I’ve been running 2 linodes for a number of years now - one has my website (wordpress) on it and one has a Foundry VTT server running. Both are separate linodes, and I use Google Domains to point [site.tld] to the wordpress VPS and foundry.[site.tld] to the other linode.
For a few services I run at home within my own network (Sonarr, Lidarr, Plex, etc.) I’ve started to use Docker and Portainer, and I like how easy it is to set things up (and remove them if they don’t work). I’d like to redo my VPS similarly - I’d like to have a single linode, as a Docker host, and have the main domain point to a Wordpress container, a subdomain point to a Foundry container, and be able to easily add other containers for something like freshrss, etc. My goal is to be able to quickly spin up a docker via a compose file (portainer would be preferred), have it automatically reach out to letsencrypt to get a cert for the relevant subdomain, and have that subdomain point to that docker container.

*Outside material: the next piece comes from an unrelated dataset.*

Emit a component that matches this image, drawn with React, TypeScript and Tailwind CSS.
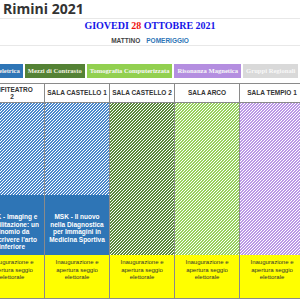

I’ve been doing some searching around, and there seem to be a number of options, things like nginx reverse proxy, traefik, etc. and there are a lot of conflicting results.
Does anyone here have an opinion on this or some advice as to what the best option to look into might be?
Everyone has an opinion, and at the end of the day, whatever works best for you is what you should stick with.
I like Traefik because you can mount
/var/run/docker.sock:/var/run/docker.sock:ro
to Traefik, then it can read labels from containers, and automatically wire up new instances based on labels on them. I’m sure there’s equivalent in other reverse proxy solutions, but as I said, it works for me and I like it.I give that container my Cloudflare origin certificate, everything gets encrypted in transit to Cloudflare, and then Cloudflare handles all the SSL management for me, as well as provide extra layer of DDOS protection.
Thanks for the suggestion! Does cloudflare essentially fulfill the same role as letsencrypt (with DDOS protection added)? I’ve heard of cloudflare but I’m not particularly familiar with them.